**Task instructions**
Every line below is to be copied exactly, with the pictures left out.

--

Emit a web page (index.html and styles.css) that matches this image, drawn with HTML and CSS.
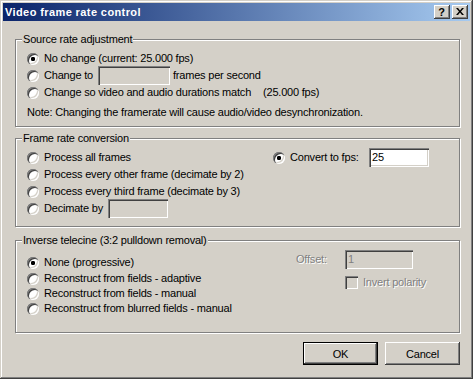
FILE: index.html
```html
<!DOCTYPE html>
<html>
<head>
<meta charset="utf-8">
<title>Video frame rate control</title>
<link rel="stylesheet" href="styles.css">
</head>
<body>
<div class="window">
  <div class="titlebar">
    <span class="title">Video frame rate control</span>
    <div class="tbtns">
      <span class="tbtn help">?</span>
      <span class="tbtn close"><svg width="8" height="7" viewBox="0 0 8 7"><path d="M0 0h2l2 2.5L6 0h2L5 3.5 8 7H6L4 4.5 2 7H0l3-3.5z" fill="#000"/></svg></span>
    </div>
  </div>
  <div class="content">
    <div class="group g1">
      <div class="gtitle">Source rate adjustment</div>
      <div class="rows">
        <div class="row"><span class="radio on"></span><span class="lbl">No change (current: 25.000 fps)</span></div>
        <div class="row"><span class="radio"></span><span class="lbl w-change">Change to</span><span class="edit disabled w72"></span><span class="lbl after">frames per second</span></div>
        <div class="row"><span class="radio"></span><span class="lbl w-match">Change so video and audio durations match</span><span class="lbl">(25.000 fps)</span></div>
      </div>
      <div class="note">Note: Changing the framerate will cause audio/video desynchronization.</div>
    </div>

    <div class="group g2">
      <div class="gtitle">Frame rate conversion</div>
      <div class="cols">
        <div class="rows left2">
          <div class="row"><span class="radio"></span><span class="lbl">Process all frames</span></div>
          <div class="row"><span class="radio"></span><span class="lbl">Process every other frame (decimate by 2)</span></div>
          <div class="row"><span class="radio"></span><span class="lbl">Process every third frame (decimate by 3)</span></div>
          <div class="row"><span class="radio"></span><span class="lbl w-dec">Decimate by</span><span class="edit disabled w60"></span></div>
        </div>
        <div class="rows">
          <div class="row"><span class="radio on"></span><span class="lbl w-conv">Convert to fps:</span><span class="edit w60b">25</span></div>
        </div>
      </div>
    </div>

    <div class="group g3">
      <div class="gtitle">Inverse telecine (3:2 pulldown removal)</div>
      <div class="cols">
        <div class="rows left3">
          <div class="row first"><span class="radio on"></span><span class="lbl">None (progressive)</span></div>
          <div class="row"><span class="radio"></span><span class="lbl">Reconstruct from fields - adaptive</span></div>
          <div class="row"><span class="radio"></span><span class="lbl">Reconstruct from fields - manual</span></div>
          <div class="row"><span class="radio"></span><span class="lbl">Reconstruct from blurred fields - manual</span></div>
        </div>
        <div class="right3">
          <div class="offrow"><span class="lbl dis w-off">Offset:</span><span class="edit disabled w68 distext">1</span></div>
          <div class="chkrow"><span class="check"></span><span class="lbl dis">Invert polarity</span></div>
        </div>
      </div>
    </div>

    <div class="buttons">
      <div class="btn default"><span class="btn-in">OK</span></div>
      <div class="btn"><span class="btn-in">Cancel</span></div>
    </div>
  </div>
</div>
</body>
</html>
```

FILE: styles.css
```css
* { box-sizing: border-box; }
html, body { margin: 0; padding: 0; background: #d4d0c8; }
body {
  font-family: "Liberation Sans", Arial, sans-serif;
  font-size: 11px;
  letter-spacing: -0.2px;
  color: #000;
}
.window {
  width: 473px;
  height: 379px;
  padding: 3px;
  background: #d4d0c8;
  box-shadow: inset -1px -1px 0 #404040, inset 1px 1px 0 #d4d0c8, inset -2px -2px 0 #808080, inset 2px 2px 0 #fff;
  display: flex;
  flex-direction: column;
}
.titlebar {
  height: 18px;
  background: linear-gradient(to right, #0a246a, #a6caf0);
  display: flex;
  align-items: center;
  justify-content: space-between;
  padding: 0 2px 0 2px;
}
.title {
  color: #fff;
  font-weight: bold;
  font-size: 11px;
  line-height: 13px;
  letter-spacing: 0.4px;
}
.tbtns { display: flex; gap: 2px; }
.tbtn {
  width: 16px;
  height: 14px;
  background: #d4d0c8;
  box-shadow: inset -1px -1px 0 #404040, inset 1px 1px 0 #fff, inset -2px -2px 0 #808080;
  display: flex;
  align-items: center;
  justify-content: center;
  font-weight: bold;
  font-size: 11px;
  line-height: 14px;
  letter-spacing: 0;
}
.tbtn.help { padding-bottom: 1px; padding-right: 1px; }
.tbtn.close svg { display: block; margin-top: -1px; margin-left: -1px; }

.content {
  padding: 18px 0 0 12px;
  display: flex;
  flex-direction: column;
}
.group {
  width: 445px;
  border: 1px solid #808080;
  box-shadow: inset 1px 1px 0 #fff, 1px 1px 0 #fff;
  padding: 0 0 0 11px;
  display: flex;
  flex-direction: column;
}
.g1 { height: 88px; }
.g2 { height: 89px; margin-top: 11px; }
.g3 { height: 93px; margin-top: 13px; }
.gtitle {
  align-self: flex-start;
  margin: -7px 0 0 -5px;
  padding: 0 1px;
  line-height: 13px;
  height: 13px;
  background: #d4d0c8;
  white-space: nowrap;
}
.rows { display: flex; flex-direction: column; margin-top: 4px; }
.row {
  height: 17px;
  display: flex;
  align-items: center;
  white-space: nowrap;
}
.lbl { line-height: 13px; white-space: nowrap; }
.radio {
  width: 12px;
  height: 12px;
  flex: none;
  border-radius: 50%;
  background: #fff;
  box-shadow: inset 1px 1px 0 #808080, inset 2px 2px 0 #404040, inset -1px -1px 0 #fff, inset -2px -2px 0 #d4d0c8;
  margin-right: 5px;
}
.radio.on {
  background: radial-gradient(circle at 6px 6px, #000 0, #000 2px, #fff 2.3px);
}
.edit {
  height: 19px;
  flex: none;
  background: #fff;
  box-shadow: inset 1px 1px 0 #808080, inset 2px 2px 0 #404040, inset -1px -1px 0 #fff, inset -2px -2px 0 #d4d0c8;
  line-height: 19px;
  padding-left: 3px;
}
.edit.disabled { background: #d4d0c8; }
.w72 { width: 72px; }
.w60 { width: 60px; }
.w60b { width: 60px; }
.w68 { width: 68px; }
.w-change { width: 54px; }
.after { margin-left: 3px; }
.w-match { width: 219px; }
.w-dec { width: 64px; }
.w-conv { width: 79px; }
.note { margin-top: 5px; line-height: 13px; white-space: nowrap; }

.cols { display: flex; align-items: flex-start; }
.left2 { width: 246px; }
.left3 { width: 269px; margin-top: 7px; }
.left3 .row { height: 15px; }
.left3 .row.first { height: 17px; }
.right3 { display: flex; flex-direction: column; margin-top: 3px; }
.offrow { display: flex; align-items: center; }
.w-off { width: 49px; }
.dis { color: #808080; text-shadow: 1px 1px 0 #fff; }
.distext { color: #808080; }
.chkrow { display: flex; align-items: center; margin-top: 7px; padding-left: 49px; }
.check {
  width: 13px;
  height: 13px;
  flex: none;
  background: #d4d0c8;
  box-shadow: inset 1px 1px 0 #808080, inset 2px 2px 0 #404040, inset -1px -1px 0 #fff, inset -2px -2px 0 #d4d0c8;
  margin-right: 5px;
}

.buttons {
  display: flex;
  justify-content: flex-end;
  gap: 7px;
  width: 445px;
  margin-top: 9px;
}
.btn {
  width: 75px;
  height: 23px;
  display: flex;
}
.btn-in {
  flex: 1;
  background: #d4d0c8;
  box-shadow: inset -1px -1px 0 #404040, inset 1px 1px 0 #fff, inset -2px -2px 0 #808080;
  display: flex;
  align-items: center;
  justify-content: center;
  padding-top: 1px;
}
.btn.default { border: 1px solid #000; }
```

--

**Solved exercise**
Emit a web page (index.html and styles.css) that matches this image, drawn with HTML and CSS.
FILE: index.html
```html
<!DOCTYPE html>
<html>
<head>
<meta charset="utf-8">
<title>Video frame rate control</title>
<link rel="stylesheet" href="styles.css">
</head>
<body>
<div class="window">
  <div class="titlebar">
    <span class="title">Video frame rate control</span>
    <div class="tbtns">
      <span class="tbtn help">?</span>
      <span class="tbtn close"><svg width="8" height="7" viewBox="0 0 8 7"><path d="M0 0h2l2 2.5L6 0h2L5 3.5 8 7H6L4 4.5 2 7H0l3-3.5z" fill="#000"/></svg></span>
    </div>
  </div>
  <div class="content">
    <div class="group g1">
      <div class="gtitle">Source rate adjustment</div>
      <div class="rows">
        <div class="row"><span class="radio on"></span><span class="lbl">No change (current: 25.000 fps)</span></div>
        <div class="row"><span class="radio"></span><span class="lbl w-change">Change to</span><span class="edit disabled w72"></span><span class="lbl after">frames per second</span></div>
        <div class="row"><span class="radio"></span><span class="lbl w-match">Change so video and audio durations match</span><span class="lbl">(25.000 fps)</span></div>
      </div>
      <div class="note">Note: Changing the framerate will cause audio/video desynchronization.</div>
    </div>

    <div class="group g2">
      <div class="gtitle">Frame rate conversion</div>
      <div class="cols">
        <div class="rows left2">
          <div class="row"><span class="radio"></span><span class="lbl">Process all frames</span></div>
          <div class="row"><span class="radio"></span><span class="lbl">Process every other frame (decimate by 2)</span></div>
          <div class="row"><span class="radio"></span><span class="lbl">Process every third frame (decimate by 3)</span></div>
          <div class="row"><span class="radio"></span><span class="lbl w-dec">Decimate by</span><span class="edit disabled w60"></span></div>
        </div>
        <div class="rows">
          <div class="row"><span class="radio on"></span><span class="lbl w-conv">Convert to fps:</span><span class="edit w60b">25</span></div>
        </div>
      </div>
    </div>

    <div class="group g3">
      <div class="gtitle">Inverse telecine (3:2 pulldown removal)</div>
      <div class="cols">
        <div class="rows left3">
          <div class="row first"><span class="radio on"></span><span class="lbl">None (progressive)</span></div>
          <div class="row"><span class="radio"></span><span class="lbl">Reconstruct from fields - adaptive</span></div>
          <div class="row"><span class="radio"></span><span class="lbl">Reconstruct from fields - manual</span></div>
          <div class="row"><span class="radio"></span><span class="lbl">Reconstruct from blurred fields - manual</span></div>
        </div>
        <div class="right3">
          <div class="offrow"><span class="lbl dis w-off">Offset:</span><span class="edit disabled w68 distext">1</span></div>
          <div class="chkrow"><span class="check"></span><span class="lbl dis">Invert polarity</span></div>
        </div>
      </div>
    </div>

    <div class="buttons">
      <div class="btn default"><span class="btn-in">OK</span></div>
      <div class="btn"><span class="btn-in">Cancel</span></div>
    </div>
  </div>
</div>
</body>
</html>
```

FILE: styles.css
```css
* { box-sizing: border-box; }
html, body { margin: 0; padding: 0; background: #d4d0c8; }
body {
  font-family: "Liberation Sans", Arial, sans-serif;
  font-size: 11px;
  letter-spacing: -0.2px;
  color: #000;
}
.window {
  width: 473px;
  height: 379px;
  padding: 3px;
  background: #d4d0c8;
  box-shadow: inset -1px -1px 0 #404040, inset 1px 1px 0 #d4d0c8, inset -2px -2px 0 #808080, inset 2px 2px 0 #fff;
  display: flex;
  flex-direction: column;
}
.titlebar {
  height: 18px;
  background: linear-gradient(to right, #0a246a, #a6caf0);
  display: flex;
  align-items: center;
  justify-content: space-between;
  padding: 0 2px 0 2px;
}
.title {
  color: #fff;
  font-weight: bold;
  font-size: 11px;
  line-height: 13px;
  letter-spacing: 0.4px;
}
.tbtns { display: flex; gap: 2px; }
.tbtn {
  width: 16px;
  height: 14px;
  background: #d4d0c8;
  box-shadow: inset -1px -1px 0 #404040, inset 1px 1px 0 #fff, inset -2px -2px 0 #808080;
  display: flex;
  align-items: center;
  justify-content: center;
  font-weight: bold;
  font-size: 11px;
  line-height: 14px;
  letter-spacing: 0;
}
.tbtn.help { padding-bottom: 1px; padding-right: 1px; }
.tbtn.close svg { display: block; margin-top: -1px; margin-left: -1px; }

.content {
  padding: 18px 0 0 12px;
  display: flex;
  flex-direction: column;
}
.group {
  width: 445px;
  border: 1px solid #808080;
  box-shadow: inset 1px 1px 0 #fff, 1px 1px 0 #fff;
  padding: 0 0 0 11px;
  display: flex;
  flex-direction: column;
}
.g1 { height: 88px; }
.g2 { height: 89px; margin-top: 11px; }
.g3 { height: 93px; margin-top: 13px; }
.gtitle {
  align-self: flex-start;
  margin: -7px 0 0 -5px;
  padding: 0 1px;
  line-height: 13px;
  height: 13px;
  background: #d4d0c8;
  white-space: nowrap;
}
.rows { display: flex; flex-direction: column; margin-top: 4px; }
.row {
  height: 17px;
  display: flex;
  align-items: center;
  white-space: nowrap;
}
.lbl { line-height: 13px; white-space: nowrap; }
.radio {
  width: 12px;
  height: 12px;
  flex: none;
  border-radius: 50%;
  background: #fff;
  box-shadow: inset 1px 1px 0 #808080, inset 2px 2px 0 #404040, inset -1px -1px 0 #fff, inset -2px -2px 0 #d4d0c8;
  margin-right: 5px;
}
.radio.on {
  background: radial-gradient(circle at 6px 6px, #000 0, #000 2px, #fff 2.3px);
}
.edit {
  height: 19px;
  flex: none;
  background: #fff;
  box-shadow: inset 1px 1px 0 #808080, inset 2px 2px 0 #404040, inset -1px -1px 0 #fff, inset -2px -2px 0 #d4d0c8;
  line-height: 19px;
  padding-left: 3px;
}
.edit.disabled { background: #d4d0c8; }
.w72 { width: 72px; }
.w60 { width: 60px; }
.w60b { width: 60px; }
.w68 { width: 68px; }
.w-change { width: 54px; }
.after { margin-left: 3px; }
.w-match { width: 219px; }
.w-dec { width: 64px; }
.w-conv { width: 79px; }
.note { margin-top: 5px; line-height: 13px; white-space: nowrap; }

.cols { display: flex; align-items: flex-start; }
.left2 { width: 246px; }
.left3 { width: 269px; margin-top: 7px; }
.left3 .row { height: 15px; }
.left3 .row.first { height: 17px; }
.right3 { display: flex; flex-direction: column; margin-top: 3px; }
.offrow { display: flex; align-items: center; }
.w-off { width: 49px; }
.dis { color: #808080; text-shadow: 1px 1px 0 #fff; }
.distext { color: #808080; }
.chkrow { display: flex; align-items: center; margin-top: 7px; padding-left: 49px; }
.check {
  width: 13px;
  height: 13px;
  flex: none;
  background: #d4d0c8;
  box-shadow: inset 1px 1px 0 #808080, inset 2px 2px 0 #404040, inset -1px -1px 0 #fff, inset -2px -2px 0 #d4d0c8;
  margin-right: 5px;
}

.buttons {
  display: flex;
  justify-content: flex-end;
  gap: 7px;
  width: 445px;
  margin-top: 9px;
}
.btn {
  width: 75px;
  height: 23px;
  display: flex;
}
.btn-in {
  flex: 1;
  background: #d4d0c8;
  box-shadow: inset -1px -1px 0 #404040, inset 1px 1px 0 #fff, inset -2px -2px 0 #808080;
  display: flex;
  align-items: center;
  justify-content: center;
  padding-top: 1px;
}
.btn.default { border: 1px solid #000; }
```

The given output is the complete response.